• _Exercise instructions_
Check each line of the material below for "styles", then copy the ones that contain it.

··· Given data

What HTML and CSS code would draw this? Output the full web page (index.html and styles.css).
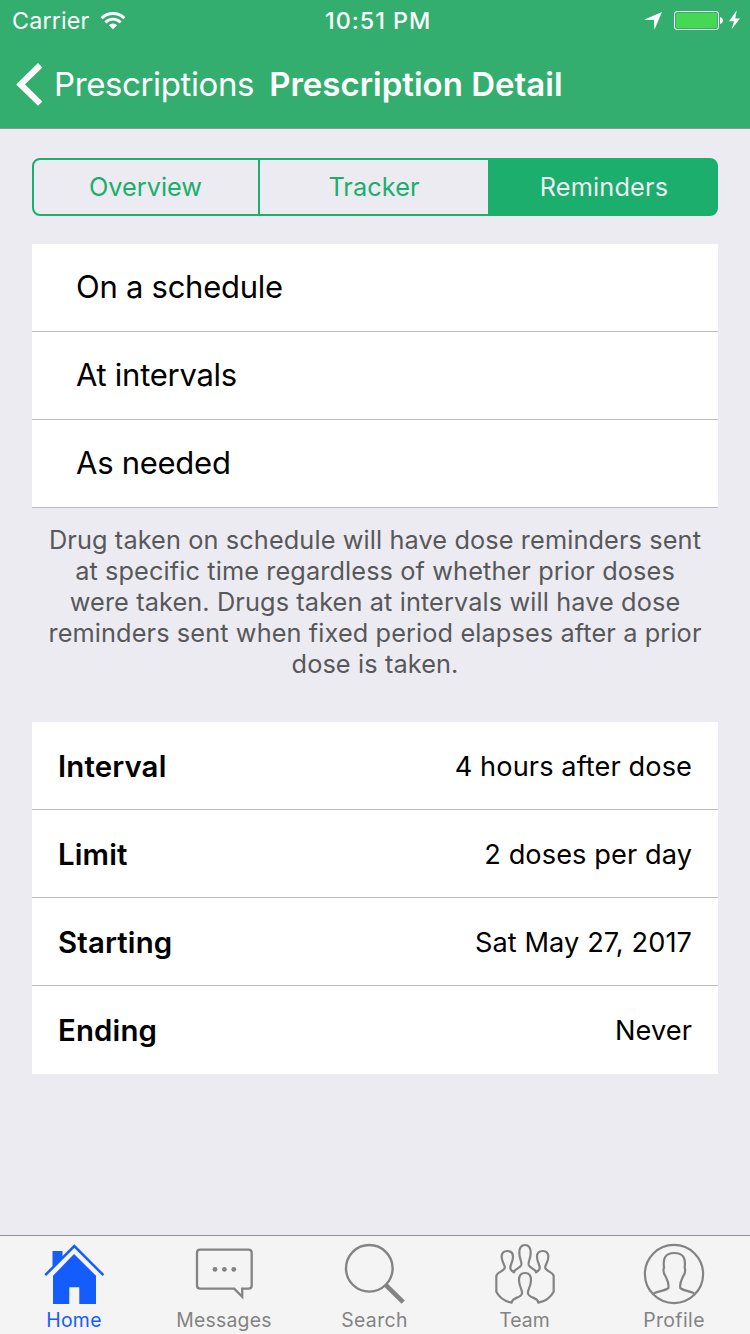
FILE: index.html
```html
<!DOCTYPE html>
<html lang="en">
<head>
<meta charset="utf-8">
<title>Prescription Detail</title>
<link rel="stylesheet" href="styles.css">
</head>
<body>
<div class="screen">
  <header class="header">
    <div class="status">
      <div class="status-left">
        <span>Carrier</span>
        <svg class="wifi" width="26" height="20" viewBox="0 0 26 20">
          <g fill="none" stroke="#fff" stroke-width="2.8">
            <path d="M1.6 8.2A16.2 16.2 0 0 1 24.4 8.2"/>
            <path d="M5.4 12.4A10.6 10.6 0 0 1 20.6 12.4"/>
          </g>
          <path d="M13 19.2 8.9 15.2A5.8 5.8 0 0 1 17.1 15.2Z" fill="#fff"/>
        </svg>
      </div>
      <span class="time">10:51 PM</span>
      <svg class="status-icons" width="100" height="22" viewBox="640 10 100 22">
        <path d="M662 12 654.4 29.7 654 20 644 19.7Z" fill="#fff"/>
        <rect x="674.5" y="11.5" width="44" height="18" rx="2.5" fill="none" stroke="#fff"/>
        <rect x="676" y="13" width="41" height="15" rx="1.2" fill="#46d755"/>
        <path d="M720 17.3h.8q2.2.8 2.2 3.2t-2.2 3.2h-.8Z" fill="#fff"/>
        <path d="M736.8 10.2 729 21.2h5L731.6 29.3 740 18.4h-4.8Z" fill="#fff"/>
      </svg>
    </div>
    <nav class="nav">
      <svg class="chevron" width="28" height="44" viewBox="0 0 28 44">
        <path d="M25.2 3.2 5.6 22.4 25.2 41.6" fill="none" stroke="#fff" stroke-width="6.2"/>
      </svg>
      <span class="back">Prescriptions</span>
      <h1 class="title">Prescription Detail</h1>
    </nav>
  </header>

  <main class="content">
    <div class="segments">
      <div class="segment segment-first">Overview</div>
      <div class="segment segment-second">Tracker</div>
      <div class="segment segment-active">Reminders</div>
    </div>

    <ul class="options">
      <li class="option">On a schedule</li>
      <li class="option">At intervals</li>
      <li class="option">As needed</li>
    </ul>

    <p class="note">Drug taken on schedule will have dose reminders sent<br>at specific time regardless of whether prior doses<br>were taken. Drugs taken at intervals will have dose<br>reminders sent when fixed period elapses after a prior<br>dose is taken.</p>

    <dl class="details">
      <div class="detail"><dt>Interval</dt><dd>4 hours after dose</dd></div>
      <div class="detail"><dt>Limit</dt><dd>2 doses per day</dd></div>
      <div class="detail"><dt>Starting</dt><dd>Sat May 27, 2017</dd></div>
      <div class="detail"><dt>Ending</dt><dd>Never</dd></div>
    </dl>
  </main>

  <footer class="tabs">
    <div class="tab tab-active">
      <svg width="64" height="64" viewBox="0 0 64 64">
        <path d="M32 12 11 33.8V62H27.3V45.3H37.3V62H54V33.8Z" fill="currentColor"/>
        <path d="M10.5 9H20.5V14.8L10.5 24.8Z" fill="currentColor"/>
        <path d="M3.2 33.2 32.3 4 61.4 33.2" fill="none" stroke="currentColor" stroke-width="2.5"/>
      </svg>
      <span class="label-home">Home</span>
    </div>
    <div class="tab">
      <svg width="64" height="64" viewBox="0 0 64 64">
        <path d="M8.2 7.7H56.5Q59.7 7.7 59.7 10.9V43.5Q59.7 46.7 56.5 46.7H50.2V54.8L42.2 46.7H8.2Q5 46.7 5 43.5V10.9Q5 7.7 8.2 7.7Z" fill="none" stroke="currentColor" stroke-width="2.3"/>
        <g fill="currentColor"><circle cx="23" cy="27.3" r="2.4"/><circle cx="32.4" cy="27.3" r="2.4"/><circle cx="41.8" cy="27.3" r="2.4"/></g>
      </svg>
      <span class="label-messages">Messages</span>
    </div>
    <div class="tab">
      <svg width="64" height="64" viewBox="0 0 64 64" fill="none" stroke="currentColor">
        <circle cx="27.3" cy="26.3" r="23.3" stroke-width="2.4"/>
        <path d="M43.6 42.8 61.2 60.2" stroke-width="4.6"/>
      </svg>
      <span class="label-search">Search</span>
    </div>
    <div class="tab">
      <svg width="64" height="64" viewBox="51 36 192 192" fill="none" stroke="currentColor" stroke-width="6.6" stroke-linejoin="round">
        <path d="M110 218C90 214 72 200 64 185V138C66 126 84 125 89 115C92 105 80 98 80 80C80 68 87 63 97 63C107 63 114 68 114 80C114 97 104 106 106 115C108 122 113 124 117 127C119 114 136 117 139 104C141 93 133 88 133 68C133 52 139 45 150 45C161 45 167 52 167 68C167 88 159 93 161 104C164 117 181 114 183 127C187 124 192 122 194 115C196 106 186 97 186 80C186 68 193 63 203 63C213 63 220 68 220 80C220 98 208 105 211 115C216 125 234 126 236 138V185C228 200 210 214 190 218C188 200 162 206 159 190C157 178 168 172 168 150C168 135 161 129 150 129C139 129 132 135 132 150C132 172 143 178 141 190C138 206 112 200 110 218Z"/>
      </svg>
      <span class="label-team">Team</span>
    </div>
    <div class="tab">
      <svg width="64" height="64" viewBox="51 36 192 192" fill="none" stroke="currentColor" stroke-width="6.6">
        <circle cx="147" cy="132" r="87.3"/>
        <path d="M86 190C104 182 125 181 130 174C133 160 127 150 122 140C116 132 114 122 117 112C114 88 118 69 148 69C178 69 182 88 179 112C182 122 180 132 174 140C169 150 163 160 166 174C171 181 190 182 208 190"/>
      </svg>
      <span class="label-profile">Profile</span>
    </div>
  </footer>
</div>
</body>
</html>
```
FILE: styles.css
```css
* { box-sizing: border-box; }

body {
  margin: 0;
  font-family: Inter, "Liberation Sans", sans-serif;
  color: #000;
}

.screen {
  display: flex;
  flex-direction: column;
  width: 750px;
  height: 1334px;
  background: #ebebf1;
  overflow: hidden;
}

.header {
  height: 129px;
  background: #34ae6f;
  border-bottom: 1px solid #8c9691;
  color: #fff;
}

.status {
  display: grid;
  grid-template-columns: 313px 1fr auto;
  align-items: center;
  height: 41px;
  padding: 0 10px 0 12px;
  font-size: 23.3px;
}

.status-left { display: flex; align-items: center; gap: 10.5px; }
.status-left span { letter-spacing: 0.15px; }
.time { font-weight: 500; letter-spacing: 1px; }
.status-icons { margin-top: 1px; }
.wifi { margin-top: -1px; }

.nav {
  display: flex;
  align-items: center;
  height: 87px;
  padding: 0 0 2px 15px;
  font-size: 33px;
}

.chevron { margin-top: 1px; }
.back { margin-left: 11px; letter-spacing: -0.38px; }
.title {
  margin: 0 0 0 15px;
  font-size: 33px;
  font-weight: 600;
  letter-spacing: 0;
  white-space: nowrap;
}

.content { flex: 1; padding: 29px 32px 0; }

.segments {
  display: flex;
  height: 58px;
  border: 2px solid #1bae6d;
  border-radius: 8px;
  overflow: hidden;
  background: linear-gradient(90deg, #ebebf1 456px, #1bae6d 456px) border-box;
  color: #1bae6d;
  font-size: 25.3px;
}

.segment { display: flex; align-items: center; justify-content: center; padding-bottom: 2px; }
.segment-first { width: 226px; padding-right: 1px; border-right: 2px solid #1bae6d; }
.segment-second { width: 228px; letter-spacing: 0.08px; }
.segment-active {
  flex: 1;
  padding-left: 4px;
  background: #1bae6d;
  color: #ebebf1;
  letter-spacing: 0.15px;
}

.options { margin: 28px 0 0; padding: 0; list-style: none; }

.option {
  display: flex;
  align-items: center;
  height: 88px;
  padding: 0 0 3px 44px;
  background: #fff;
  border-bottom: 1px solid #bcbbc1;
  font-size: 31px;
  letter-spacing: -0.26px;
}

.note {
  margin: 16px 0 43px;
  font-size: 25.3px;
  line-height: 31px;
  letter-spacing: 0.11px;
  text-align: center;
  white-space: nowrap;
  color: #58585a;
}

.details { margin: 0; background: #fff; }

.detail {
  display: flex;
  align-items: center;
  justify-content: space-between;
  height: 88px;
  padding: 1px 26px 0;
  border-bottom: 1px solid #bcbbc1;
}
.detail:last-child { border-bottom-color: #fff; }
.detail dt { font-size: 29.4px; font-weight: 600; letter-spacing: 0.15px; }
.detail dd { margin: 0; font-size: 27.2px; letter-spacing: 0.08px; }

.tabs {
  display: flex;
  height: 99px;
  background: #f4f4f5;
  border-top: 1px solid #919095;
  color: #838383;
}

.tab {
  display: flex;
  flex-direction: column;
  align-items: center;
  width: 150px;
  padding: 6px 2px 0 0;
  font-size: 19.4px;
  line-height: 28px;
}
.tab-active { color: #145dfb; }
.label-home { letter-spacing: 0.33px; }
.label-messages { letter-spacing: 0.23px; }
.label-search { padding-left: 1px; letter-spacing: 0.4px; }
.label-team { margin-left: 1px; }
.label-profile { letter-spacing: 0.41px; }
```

······

• _Exercise output_
What HTML and CSS code would draw this? Output the full web page (index.html and styles.css).
<link rel="stylesheet" href="styles.css">
FILE: styles.css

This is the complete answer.